E qual o impacto eleitoral disso? É que os institutos conduzem suas pesquisas de opinião com base em amostras de recortes da população - de renda, idade, classe social ou religião, por exemplo.
Se essas amostras estatísticas forem embasadas em conjuntos populacionais desatualizados, isso pode impactar o resultado das pesquisas eleitorais, segundo estatísticos.
Os institutos de pesquisa, é claro, têm ciência das limitações impostas pelo Censo e usam dados adicionais para calibrar suas amostragens - como os da Pesquisa Nacional de Amostra Domiciliar (Pnad) ou do Tribunal Superior Eleitoral.
Mesmo assim, analistas veem a possibilidade de certos grupos teoricamente mais alinhados a Bolsonaro estarem subestimados. Os evangélicos, por exemplo, eram 22% no Censo de 2010, mas pesquisas do Datafolha já sinalizavam que esse público havia subido para 31% da população em 2019.
'Voto envergonhado'
Um fenômeno ainda a ser plenamente compreendido nestas eleições é o do chamado "voto envergonhado" ou "amedrontado" - ou seja, de eleitores que deixariam de expressar sua preferência às sondagens eleitorais por "vergonha" ou "medo".
Esse fenômeno se baseia em uma teoria de comunicação de massa conhecida como "espiral do silêncio", segundo a qual o indivíduo tende a omitir sua opinião quando ela contraria a opinião dominante, por medo de isolamento social.
Nos meses anteriores à votação, o cientista político Antonio Lavareda, presidente do Conselho Científico do Ipespe (Instituto de Pesquisas Sociais, Políticas e Econômicas), levantou a hipótese de haver voto envergonhado em Bolsonaro entre camadas do eleitorado em que Luiz Inácio Lula da Silva se manteve majoritário, por exemplo nas camadas de baixa renda e escolaridade.

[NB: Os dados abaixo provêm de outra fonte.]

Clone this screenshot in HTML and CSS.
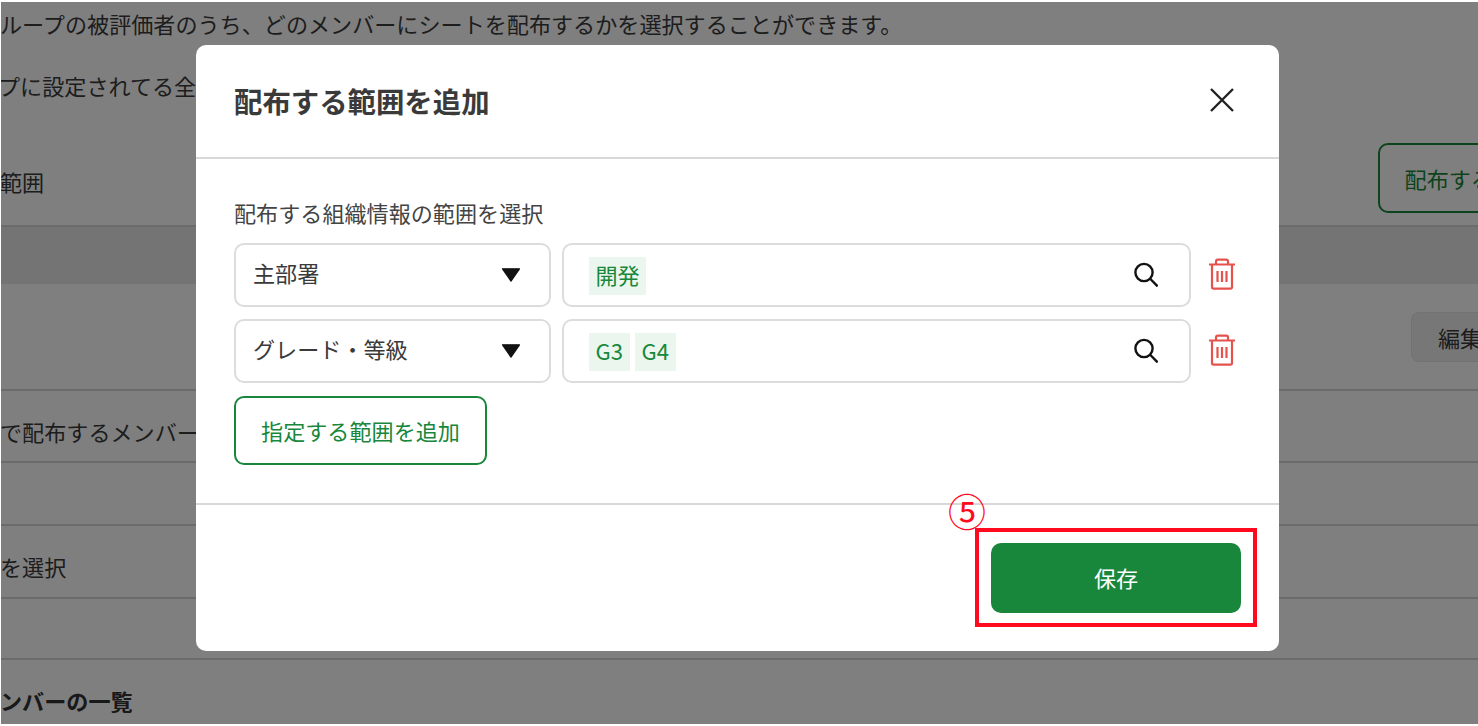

Lavareda disse na ocasião que discrepâncias entre resultados de pesquisas de intenção de voto presenciais (quando as pessoas podem se sentir mais inibidas a falar diante de pessoas conhecidas) e por telefone poderiam sugerir uma subnotificação de votos bolsonaristas.
O cientista político Felipe Nunes, do instituto de pesquisas Quaest, disse que, na verdade, seus levantamentos haviam identificado o contrário: um possível voto envergonhado em Lula, explicável pelo medo de sofrer violência ou por ser associado aos escândalos de corrupção atribuídos ao PT.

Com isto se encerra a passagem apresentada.